I became addicted to these MGM/Criterion transfers. Flawless.

Re: 561 Kes

Posted: Mon Apr 11, 2011 5:56 pm
by med
I love how the grass goes from wintertime-dead in the MGM to springtime-fresh in the Criterion.

Re: 561 Kes

Posted: Mon Apr 11, 2011 5:59 pm
by stwrt
med wrote:I love how the grass goes from wintertime-dead in the MGM to springtime-fresh in the Criterion.
With all the coal dust in Yorkshire, the MGM grass might be more authentic.

Re: 561 Kes

Posted: Mon Apr 11, 2011 8:17 pm
by "membrillo"
If your sitting on the fence about a blind buy, remember that Kes has the Karl Pilkington seal of approval.
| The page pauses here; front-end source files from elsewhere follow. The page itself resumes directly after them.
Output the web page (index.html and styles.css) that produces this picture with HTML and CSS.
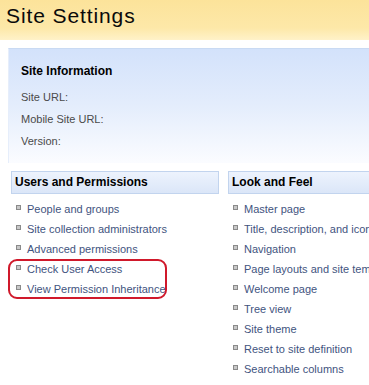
FILE: index.html
```html
<!DOCTYPE html>
<html>
<head>
<meta charset="utf-8">
<title>Site Settings</title>
<link rel="stylesheet" href="styles.css">
</head>
<body>
<header class="header">
  <h1 class="title">Site Settings</h1>
</header>
<main class="page">
  <section class="info">
    <h2 class="info-title">Site Information</h2>
    <div class="info-row">Site URL:</div>
    <div class="info-row">Mobile Site URL:</div>
    <div class="info-row">Version:</div>
  </section>
  <div class="columns">
    <div class="col">
      <h3 class="col-head">Users and Permissions</h3>
      <ul class="links">
        <li><a href="#">People and groups</a></li>
        <li><a href="#">Site collection administrators</a></li>
        <li><a href="#">Advanced permissions</a></li>
        <li><a href="#">Check User Access</a></li>
        <li><a href="#">View Permission Inheritance</a></li>
      </ul>
      <div class="highlight"></div>
    </div>
    <div class="col">
      <h3 class="col-head">Look and Feel</h3>
      <ul class="links">
        <li><a href="#">Master page</a></li>
        <li><a href="#">Title, description, and icon</a></li>
        <li><a href="#">Navigation</a></li>
        <li><a href="#">Page layouts and site templates</a></li>
        <li><a href="#">Welcome page</a></li>
        <li><a href="#">Tree view</a></li>
        <li><a href="#">Site theme</a></li>
        <li><a href="#">Reset to site definition</a></li>
        <li><a href="#">Searchable columns</a></li>
      </ul>
    </div>
  </div>
</main>
</body>
</html>
```
FILE: styles.css
```css
html, body {
  margin: 0;
  padding: 0;
  overflow: hidden;
  background: #ffffff;
}

body {
  font-family: "Liberation Sans", Arial, sans-serif;
  font-size: 11px;
  color: #111;
}

.header {
  height: 40px;
  padding-left: 6px;
  background: linear-gradient(#fce39a 0%, #fde8a8 70%, #fff2c9 100%);
}

.title {
  margin: 0;
  font-size: 21px;
  font-weight: normal;
  line-height: 32px;
  letter-spacing: 0.9px;
  color: #0a0a0a;
}

.page {
  padding: 8px 0 0 8px;
}

.info {
  border-top: 1px solid #c9daf3;
  border-left: 1px solid #e6eefb;
  padding: 11px 0 11px 12px;
  background: linear-gradient(#d3e2fb 0%, #e4edfc 50%, #fbfcff 100%);
}

.info-title {
  margin: 0 0 4px 0;
  font-size: 12px;
  font-weight: bold;
  line-height: 22px;
  color: #000;
}

.info-row {
  line-height: 22px;
  color: #4a4a4a;
}

.columns {
  display: flex;
  gap: 9px;
  margin: 8px 0 0 3px;
  width: 440px;
}

.col {
  position: relative;
  width: 208px;
  flex: none;
}

.col-head {
  margin: 0;
  height: 23px;
  box-sizing: border-box;
  border: 1px solid #c2d4ee;
  padding-left: 3px;
  background: linear-gradient(#edf3fd, #dbe6f8);
  font-size: 12px;
  font-weight: bold;
  line-height: 21px;
  color: #000;
}

.links {
  list-style: none;
  margin: 0;
  padding: 5px 0 0 0;
}

.links li {
  display: flex;
  align-items: center;
  gap: 6px;
  padding-left: 5px;
  height: 20px;
  white-space: nowrap;
}

.links li::before {
  content: "";
  width: 5px;
  height: 5px;
  box-sizing: border-box;
  border: 1px solid #8a8a8a;
  background: #c8c8c8;
  margin-top: -3px;
  flex: none;
}

.links a {
  color: #3f5480;
  text-decoration: none;
}

.highlight {
  position: absolute;
  left: -3px;
  top: 88px;
  width: 159px;
  height: 40px;
  box-sizing: border-box;
  border: 2px solid #d0192b;
  border-radius: 9px;
}
```
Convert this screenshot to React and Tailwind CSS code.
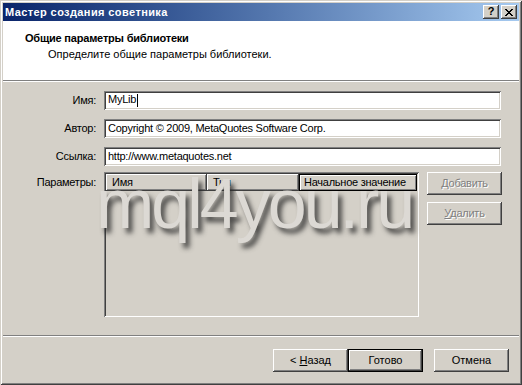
import React from "react";

const raised =
  "shadow-[inset_-1px_-1px_#404040,inset_1px_1px_#ffffff,inset_-2px_-2px_#808080,inset_2px_2px_#d4d0c8]";
const sunken =
  "shadow-[inset_1px_1px_#808080,inset_-1px_-1px_#ffffff,inset_2px_2px_#404040,inset_-2px_-2px_#d4d0c8]";

function Field({ label, value }) {
  return (
    <div className="flex items-center h-[19px]">
      <div className="w-[94px] text-right pr-[1px]">{label}</div>
      <div className={`ml-[7px] w-[397px] h-[19px] bg-white ${sunken} flex items-center pl-[4px] whitespace-nowrap`}>
        {value}
      </div>
    </div>
  );
}

function Btn({ children, className = "", disabled = false }) {
  return (
    <div
      className={`w-[75px] h-[23px] bg-[#d4d0c8] ${raised} flex items-center justify-center ${
        disabled ? "text-[#808080] [text-shadow:1px_1px_0_#ffffff]" : "text-black"
      } ${className}`}
    >
      {children}
    </div>
  );
}

export default function App() {
  return (
    <div
      className="relative w-[522px] h-[385px] bg-[#d4d0c8] p-[3px] overflow-hidden text-[11px] leading-none text-black shadow-[inset_1px_1px_#d4d0c8,inset_-1px_-1px_#404040,inset_2px_2px_#ffffff,inset_-2px_-2px_#808080]"
      style={{ fontFamily: '"Liberation Sans", Arial, sans-serif' }}
    >
      <div className="flex flex-col w-[516px] h-[379px]">
        {/* Title bar */}
        <div className="h-[18px] bg-gradient-to-r from-[#0a246a] to-[#a6caf0] flex items-center pl-[2px] pr-[2px]">
          <div className="text-white font-bold text-[11px] tracking-[0.4px] flex-1 whitespace-nowrap">
            Мастер создания советника
          </div>
          <div className={`w-[16px] h-[14px] bg-[#d4d0c8] ${raised} flex items-center justify-center font-bold text-[11px] pb-[1px]`}>
            ?
          </div>
          <div className={`ml-[2px] w-[16px] h-[14px] bg-[#d4d0c8] ${raised} flex items-center justify-center`}>
            <svg width="8" height="7" viewBox="0 0 8 7" shapeRendering="crispEdges">
              <path d="M0 0h2v1h-2zM6 0h2v1h-2zM1 1h2v1h-2zM5 1h2v1h-2zM2 2h4v1h-4zM3 3h2v1h-2zM2 4h4v1h-4zM1 5h2v1h-2zM5 5h2v1h-2zM0 6h2v1h-2zM6 6h2v1h-2z" fill="#000" />
            </svg>
          </div>
        </div>

        {/* Header */}
        <div className="h-[59px] bg-white pt-[12px] pl-[22px]">
          <div className="font-bold text-[11px] tracking-[-0.2px] whitespace-nowrap">Общие параметры библиотеки</div>
          <div className="mt-[5px] pl-[23px] text-[11px] whitespace-nowrap">Определите общие параметры библиотеки.</div>
        </div>
        <div className="h-[1px] bg-[#808080]" />
        <div className="h-[1px] bg-white" />

        {/* Body */}
        <div className="flex flex-col pt-[9px] text-[11px] tracking-[-0.25px]">
          <div className="flex flex-col gap-[9px]">
            <Field label="Имя:" value={<span>MyLib<span className="inline-block w-[1px] h-[13px] bg-black align-middle ml-[1px]" /></span>} />
            <Field label="Автор:" value="Copyright © 2009, MetaQuotes Software Corp." />
            <Field label="Ссылка:" value="http://www.metaquotes.net" />
          </div>
          <div className="flex mt-[6px]">
            <div className="w-[94px] text-right pr-[1px] pt-[5px]">Параметры:</div>
            <div className={`ml-[7px] w-[315px] h-[145px] bg-[#d4d0c8] ${sunken} p-[2px]`}>
              <div className="flex h-[17px] whitespace-nowrap">
                <div className={`w-[101px] h-[17px] ${raised} flex items-center pl-[6px]`}>Имя</div>
                <div className={`w-[92px] h-[17px] ${raised} flex items-center pl-[6px]`}>Тип</div>
                <div className="w-[118px] h-[17px] border border-black flex items-center pl-[4px] shadow-[inset_1px_1px_#ffffff,inset_-1px_-1px_#808080]">
                  Начальное значение
                </div>
              </div>
            </div>
            <div className="ml-[8px] flex flex-col gap-[7px]">
              <Btn disabled>
                <span><span className="underline">Д</span>обавить</span>
              </Btn>
              <Btn disabled>
                <span><span className="underline">У</span>далить</span>
              </Btn>
            </div>
          </div>
        </div>

        <div className="mt-[18px] h-[1px] bg-[#808080]" />
        <div className="h-[1px] bg-white" />

        <div className="flex justify-end pr-[10px] mt-[12px] text-[11px]">
          <Btn>
            <span>&lt; <span className="underline">Н</span>азад</span>
          </Btn>
          <div className="w-[75px] h-[23px] border border-black bg-[#d4d0c8] shadow-[inset_-1px_-1px_#404040,inset_1px_1px_#ffffff,inset_-2px_-2px_#808080] flex items-center justify-center">
            Готово
          </div>
          <Btn className="ml-[11px]">Отмена</Btn>
        </div>
      </div>

      {/* Watermark overlay */}
      <div
        className="absolute left-[96px] top-[169px] text-[70px] leading-none tracking-[-3px] text-[#dcd9d4] [text-shadow:4px_5px_5px_rgba(40,40,40,0.8)] pointer-events-none whitespace-nowrap"
        style={{ fontFamily: '"Liberation Sans", Arial, sans-serif' }}
      >
        mql4you.ru
      </div>
    </div>
  );
}
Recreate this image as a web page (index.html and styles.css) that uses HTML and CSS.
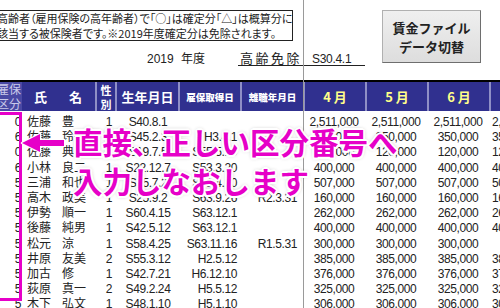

Maybe CC can come up with a Round Headed Buffoon Approved sticker.

Re: 561 Kes

Posted: Tue Apr 12, 2011 2:07 am
by mfunk9786
Ah yes: Kes, The Elephant Man, and Mission Impossible II.

Re: 561 Kes

Posted: Tue Apr 12, 2011 2:53 am
by dwk
Image

and a better look at the Karl approved sticker

Image

Re: 561 Kes

Posted: Tue Apr 12, 2011 1:45 pm
by LQ
dwk wrote: Image
I LOVE IT! Thank you. This made my day.

I'm really looking forward to seeing Kes...one of my closest friends is a bird trainer and we'll be watching it together with her Eurasian kestrel in attendance.

Re: 561 Kes

Posted: Tue Apr 12, 2011 7:31 pm
by zedz
LQ wrote:I'm really looking forward to seeing Kes...one of my closest friends is a bird trainer and we'll be watching it together with her Eurasian kestrel in attendance.
Dare we look forward to a "LQ's Friend's Kestrel Seal of Approval"?

Re: 561 Kes

Posted: Tue Apr 12, 2011 7:39 pm
by colinr0380
I'm surprised at the seal of approval! I haven't heard about it being one of his favourite films - from watching some of those shows, Mr Pilkington doesn't usually seem particularly fond of (or more precisely doesn't appear to see the use for) any animals kept as pets. Although presumably that feeds into why he appreciates Kes? :-k

I really don't want to spoil the film for LQ but I'm quite frightened at the emotionally wrenching experiencing in store for her and her friend, not to mention the trauma the kestrel might go through if it is paying attention to the screen! Do you have one of those hoods ready to put over its head, just in case it all gets too much?